Leurs connaissances. Leur culture.
La dignité qui leur était refusée. Les
divinités qu’ils portaient sur leur «ori»
(tête).

- Laeila Adjovi
L’exposition présente également une installation sonore de 8’40» min d’Adjovi intitulée Atunwa (2018). Montée par l’artiste, cette pièce est dérivée d’une bande sonore originale sénégalaise intitulée Gëëj du musicien Daba Makourejah, accompagnée des chants d’Afrekete de Suilen Mercedes Torres Mederos et de sa mère, Teresa Mederos Gomes (Cuba). L’oeuvre approfondit l’exploration de l’exposition sur la migration et la résilience, reflétant la continuité spirituelle entre les traditions africaines et afro-cubaines. Cette oeuvre rend hommage à la résilience des connaissances ancestrales et des pratiques spirituelles. Le chant Oberere, assimilé au retour cyclique d’un oiseau, fait écho aux voyages des Africains réduits en esclavage qui, de corps ou d’esprit, retrouvent toujours le chemin de la maison.



Laeila Adjovi

Benin

Laeila Adjovi (née en 1982) est une artiste et conteuse béninofrançaise basée au Sénégal. Elle est écrivaine, photographe, plasticienne et chercheuse. Ses principales préoccupations tournent autour des frontières, de l’hybridité, des identités multicouches et de la transmission de l’héritage culturel africain par les femmes. En 2018, elle a reçu le Grand Prix Léopold Sédar Senghor de la Biennale de Dakar pour son projet de photographie et de poésie Malaïka Dotou Sankofa. Au cours des dernières années, son travail a été exposé à l’échelle internationale, notamment au Sénégal, en Éthiopie, au Maroc, au Bénin, en France, en Afrique du Sud, aux États-Unis, au Royaume-Uni, à Cuba et à Taïwan.

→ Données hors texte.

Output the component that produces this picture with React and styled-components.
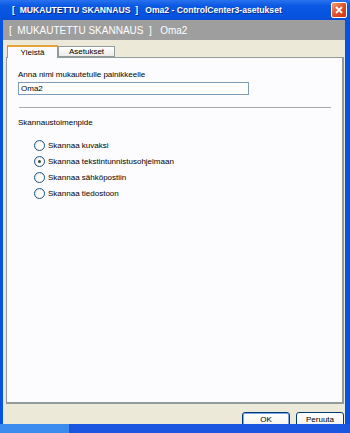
import React from 'react';
import styled, { createGlobalStyle } from 'styled-components';

const Global = createGlobalStyle`
  html, body { margin: 0; padding: 0; overflow: hidden; }
  body { width: 350px; height: 433px; font-family: "Liberation Sans", Arial, sans-serif; }
`;

const Screen = styled.div`
  width: 350px;
  height: 433px;
  display: flex;
  flex-direction: column;
  overflow: hidden;
`;

const TitleBar = styled.div`
  height: 20px;
  flex: none;
  display: flex;
  align-items: center;
  justify-content: space-between;
  padding: 0 3px 0 12px;
  background: linear-gradient(#2a73ee, #0a58e2 30%, #0553e0 80%, #0a4fd0);
  color: #fff;
  font-weight: bold;
  font-size: 8.6px;
  white-space: nowrap;
  text-shadow: 1px 1px 0 #0a2a8a;
`;

const CloseButton = styled.div`
  width: 14px;
  height: 14px;
  border: 1px solid #fff;
  border-radius: 2px;
  background: linear-gradient(135deg, #f0a080, #e0502a 50%, #c83a14);
  display: flex;
  align-items: center;
  justify-content: center;
`;

const Frame = styled.div`
  flex: 1;
  display: flex;
  flex-direction: column;
  border-left: 3px solid #0553e0;
  border-right: 5px solid #0553e0;
  background: #ece9d8;
  min-height: 0;
  overflow: hidden;
`;

const Banner = styled.div`
  height: 20px;
  flex: none;
  display: flex;
  align-items: center;
  padding-left: 6px;
  background: #9e9e9e;
  color: #fff;
  font-size: 10px;
  white-space: nowrap;
`;

const Tabs = styled.div`
  display: flex;
  align-items: flex-end;
  margin: 3px 0 0 4px;
  height: 14px;
  flex: none;
`;

const Tab = styled.div`
  height: ${p => (p.$active ? '13px' : '11px')};
  width: ${p => p.$w}px;
  box-sizing: border-box;
  border: 1px solid #919b9c;
  border-bottom: ${p => (p.$active ? 'none' : '1px solid #919b9c')};
  border-top: ${p => (p.$active ? '2px solid #e8a23a' : '1px solid #919b9c')};
  background: ${p => (p.$active ? '#fcfcfe' : 'linear-gradient(#fff, #ecebe6)')};
  font-size: 8px;
  color: #000;
  display: flex;
  align-items: center;
  justify-content: center;
  position: relative;
  z-index: ${p => (p.$active ? 2 : 1)};
  margin-bottom: ${p => (p.$active ? '-1px' : '0')};
`;

const Panel = styled.div`
  margin: 0 1px 0 3px;
  height: 347px;
  flex: none;
  box-sizing: border-box;
  border: 1px solid #919b9c;
  border-right-width: 2px;
  border-bottom-width: 2px;
  background: #fcfcfe;
  padding: 12px 13px 0 11px;
  display: flex;
  flex-direction: column;
  font-size: 8px;
  color: #000;
`;

const Label = styled.div`
  line-height: 10px;
  margin-top: ${p => p.$top || 0}px;
`;

const TextBox = styled.div`
  width: 231px;
  height: 13px;
  box-sizing: border-box;
  border: 1px solid #7f9db9;
  background: #fff;
  margin-top: 2px;
  padding-left: 2px;
  display: flex;
  align-items: center;
`;

const Divider = styled.div`
  margin: 12px 1px 0 1px;
  width: 312px;
  height: 1px;
  background: #a7a6aa;
  box-shadow: 0 1px 0 #fff;
`;

const RadioList = styled.div`
  display: flex;
  flex-direction: column;
  gap: 5px;
  margin: 12px 0 0 16px;
`;

const RadioRow = styled.div`
  display: flex;
  align-items: center;
  gap: 3px;
  height: 11px;
`;

const Circle = styled.div`
  width: 11px;
  height: 11px;
  box-sizing: border-box;
  border-radius: 50%;
  border: 1px solid #1c5180;
  background: radial-gradient(circle at 60% 60%, #fff 40%, #dcd9d0);
  display: flex;
  align-items: center;
  justify-content: center;
  &::after {
    content: '';
    width: 3px;
    height: 3px;
    border-radius: 50%;
    background: #3a4a3a;
    display: ${p => (p.$on ? 'block' : 'none')};
  }
`;

const Buttons = styled.div`
  display: flex;
  justify-content: flex-end;
  gap: 6px;
  margin: 8px 1px 0 0;
`;

const Button = styled.div`
  width: 48px;
  height: 21px;
  box-sizing: border-box;
  border: 1px solid #003c74;
  border-radius: 3px;
  background: linear-gradient(#fff, #f2f1ea 70%, #d6d0c5);
  box-shadow: ${p => (p.$def ? 'inset 0 0 0 1px #7aa3e8' : 'none')};
  font-size: 8px;
  display: flex;
  justify-content: center;
  padding-top: 2px;
`;

const Taskbar = styled.div`
  height: 9px;
  flex: none;
  display: flex;
  background: #1a56e0;
`;

const StartArea = styled.div`
  width: 69px;
  background: #3c8cf0;
`;

const options = [
  'Skannaa kuvaksi',
  'Skannaa tekstintunnistusohjelmaan',
  'Skannaa sähköpostiin',
  'Skannaa tiedostoon',
];

export default function App() {
  return (
    <Screen>
      <Global />
      <TitleBar>
        <span>[&nbsp; MUKAUTETTU SKANNAUS &nbsp;]&nbsp;&nbsp; Oma2 - ControlCenter3-asetukset</span>
        <CloseButton>
          <svg width="10" height="10" viewBox="0 0 10 10">
            <path d="M2 2 L8 8 M8 2 L2 8" stroke="#fff" strokeWidth="1.8" />
          </svg>
        </CloseButton>
      </TitleBar>
      <Frame>
        <Banner>[&nbsp; MUKAUTETTU SKANNAUS &nbsp;]&nbsp;&nbsp; Oma2</Banner>
        <Tabs>
          <Tab $active $w={51}>Yleistä</Tab>
          <Tab $w={57}>Asetukset</Tab>
        </Tabs>
        <Panel>
          <Label>Anna nimi mukautetulle painikkeelle</Label>
          <TextBox>Oma2</TextBox>
          <Divider />
          <Label $top={10}>Skannaustoimenpide</Label>
          <RadioList>
            {options.map((o, i) => (
              <RadioRow key={o}>
                <Circle $on={i === 1} />
                <span>{o}</span>
              </RadioRow>
            ))}
          </RadioList>
        </Panel>
        <Buttons>
          <Button $def>OK</Button>
          <Button>Peruuta</Button>
        </Buttons>
      </Frame>
      <Taskbar>
        <StartArea />
      </Taskbar>
    </Screen>
  );
}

Depuis fin 2018, elle travaille entre le Nigéria, le Bénin et Cuba sur un projet transdisciplinaire sur les rites des divinités Yoruba et Ewe - Fon. Cette exploration académique et artistique l’a amenée à entamer la rédaction d’un doctorat en 2021. Sa thèse s’intitule The Roads of Yemoja : Nomadic Spirituality, Oral Transmission, and Cultural Resistance (Les routes de Yemoja : spiritualité nomade, transmission orale et résistance culturelle).